Case studies: SimPARTIX® applications in practice
Particle-based simulations for your applications
SimPARTIX® can be used to simulate technological applications using particle-based methods efficiently and accurately.
Studies in tribology, powder technology, microelectronics and photovoltaics are among the many projects completed with SimPARTIX® to date. In order to guarantee meaningful results from the simulations, fundamental scientific research in all sectors was first undertaken at the Fraunhofer IWM. These scientific studies, which have been documented in numerous articles in international journals, form the foundation for applications in industry and engineering.
You have a certain topic you wish to study in more detail with the help of SimPARTIX® simulations? Here is a selection of the projects we have carried out so far:
Die filling: How can I obtain detailed information about the density distribution after filling a cavity with metallic powder in order to increase the dimensional accuracy of the component?

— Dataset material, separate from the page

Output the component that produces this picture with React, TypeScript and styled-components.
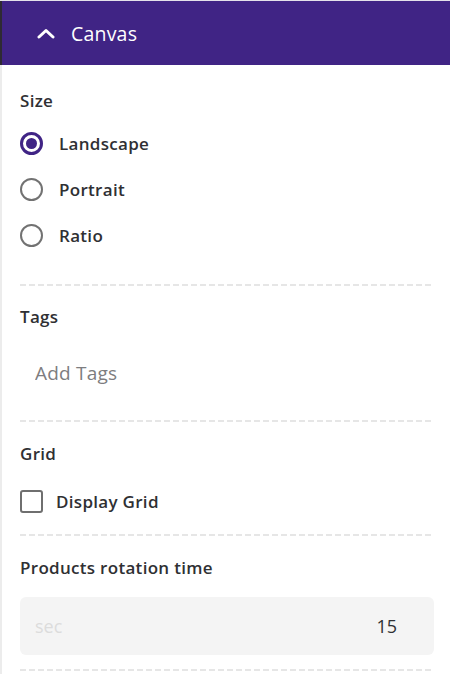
import { useState } from 'react';
import styled, { createGlobalStyle } from 'styled-components';

const GlobalStyle = createGlobalStyle`
  body {
    margin: 0;
    background: #ffffff;
    font-family: 'Open Sans', 'Noto Sans', sans-serif;
  }
  * {
    box-sizing: border-box;
  }
`;

const Panel = styled.div`
  width: 450px;
  height: 674px;
  overflow: hidden;
  border-top: 1px solid #e4e2ea;
  background: #ffffff;
`;

const Header = styled.div`
  height: 64px;
  display: flex;
  align-items: center;
  gap: 16px;
  padding-left: 35px;
  background: #402485;
  border-left: 2px solid #2e2a33;
  color: #ffffff;
  font-size: 19.5px;
  letter-spacing: 0.2px;
`;

const Body = styled.div`
  border-left: 2px solid #ececec;
  padding: 0 16px 0 18px;
  height: 100%;
`;

const Section = styled.div<{ $top: number; $bottom: number }>`
  padding-top: ${(p) => p.$top}px;
  padding-bottom: ${(p) => p.$bottom}px;
  background-image: repeating-linear-gradient(
    to right,
    #e6e6e6 0,
    #e6e6e6 6px,
    transparent 6px,
    transparent 9px
  );
  background-size: 100% 2px;
  background-repeat: no-repeat;
  background-position: left bottom;
`;

const Label = styled.div`
  font-size: 17px;
  line-height: 20px;
  font-weight: 600;
  letter-spacing: 0.3px;
  color: #2f3033;
`;

const RadioList = styled.div`
  display: flex;
  flex-direction: column;
  gap: 22px;
  margin-top: 20px;
`;

const Option = styled.label`
  display: flex;
  align-items: center;
  height: 24px;
  font-size: 17px;
  font-weight: 600;
  letter-spacing: 0.3px;
  color: #2f3033;
  cursor: pointer;
`;

const RadioDot = styled.span<{ $on: boolean }>`
  width: 23px;
  height: 23px;
  border-radius: 50%;
  border: ${(p) => (p.$on ? '3px solid #402485' : '2.5px solid #727272')};
  display: flex;
  align-items: center;
  justify-content: center;
  margin-right: 16px;
  &::after {
    content: '';
    width: 11px;
    height: 11px;
    border-radius: 50%;
    background: ${(p) => (p.$on ? '#402485' : 'transparent')};
  }
`;

const Box = styled.span`
  width: 23px;
  height: 23px;
  border-radius: 3px;
  border: 2.5px solid #6f6f6f;
  margin-right: 13px;
`;

const TagInput = styled.input`
  display: block;
  width: 100%;
  height: 44px;
  margin-top: 24px;
  border: none;
  outline: none;
  padding: 0 15px;
  font-family: inherit;
  font-size: 19px;
  letter-spacing: 0.2px;
  color: #2f3033;
  background: transparent;
  &::placeholder {
    color: #7d7d80;
  }
`;

const CheckRow = styled(Option)`
  margin-top: 25px;
`;

const NumberField = styled.div`
  display: flex;
  align-items: center;
  justify-content: space-between;
  height: 58px;
  margin-top: 19px;
  padding: 0 37px 0 15px;
  background: #f4f4f4;
  border-radius: 6px;
`;

const Unit = styled.span`
  font-size: 18px;
  color: #dcdcdc;
`;

const Value = styled.span`
  font-size: 18px;
  color: #2f3033;
`;

const Chevron = () => (
  <svg width="18" height="11" viewBox="0 0 18 11" fill="none">
    <path d="M2 9 L9 2.5 L16 9" stroke="#ffffff" strokeWidth="3" strokeLinecap="round" strokeLinejoin="round" />
  </svg>
);

const sizes = ['Landscape', 'Portrait', 'Ratio'];

export default function App() {
  const [size, setSize] = useState('Landscape');

  return (
    <>
      <GlobalStyle />
      <Panel>
        <Header>
          <Chevron />
          Canvas
        </Header>
        <Body>
          <Section $top={26} $bottom={39}>
            <Label>Size</Label>
            <RadioList>
              {sizes.map((s) => (
                <Option key={s} onClick={() => setSize(s)}>
                  <RadioDot $on={size === s} />
                  {s}
                </Option>
              ))}
            </RadioList>
          </Section>
          <Section $top={21} $bottom={27}>
            <Label>Tags</Label>
            <TagInput placeholder="Add Tags" />
          </Section>
          <Section $top={22} $bottom={23}>
            <Label>Grid</Label>
            <CheckRow>
              <Box />
              Display Grid
            </CheckRow>
          </Section>
          <Section $top={22} $bottom={16}>
            <Label>Products rotation time</Label>
            <NumberField>
              <Unit>sec</Unit>
              <Value>15</Value>
            </NumberField>
          </Section>
        </Body>
      </Panel>
    </>
  );
}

Tape casting: What flow situation results when pouring a ceramic slurry? How can I optimize this flow in order to obtain more homogeneous tapes?
Sintering: How can I predict the densification behavior of a ceramic powder during the sintering process and, in particular, avoid cracking?
Screen printing: How can the printing process for multi-layer circuits be modeled accurately in order to obtain a prognosis for the quality of the printed circuit?
Wire sawing: Which stresses are applied to the silicon ingot during the cutting process? What are the influences of the shape of the cutting grains as well as wire tension and velocity on the resulting wafer surface?
Magnetorheological fluids: How does the shear stress transmission work on a microscopic scale? How can the shear stress transmission be enhanced by tayloring the suspension properties?
Abrasive machining: What are the exact mechanisms for the deburring of edges using abrasive suspensions? Which process parameters enhance or reduce the material removal rate on the work piece edges?
Erosive wear: Which parameters influence the erosion of a surface caused by particle impacts? What are suitable measures in order to minimize erosive wear?
Drying: How can we predict the structure of the sediment deposit, which is generated during the drying of suspensions (e.g. at ink-jet printing)?
Dental care: Identification of important interaction mechanism in the toothbrush-toothpaste-enamel tribosystem for the optimization of the cleansing efficiency and the reduction of the wear risk on the enamel.
Powder compacting: How do density gradients during powder compaction evolve and how could they be avoided? What is the correlation between pressing schedules and internal stresses and the corresponding risk of developing defects?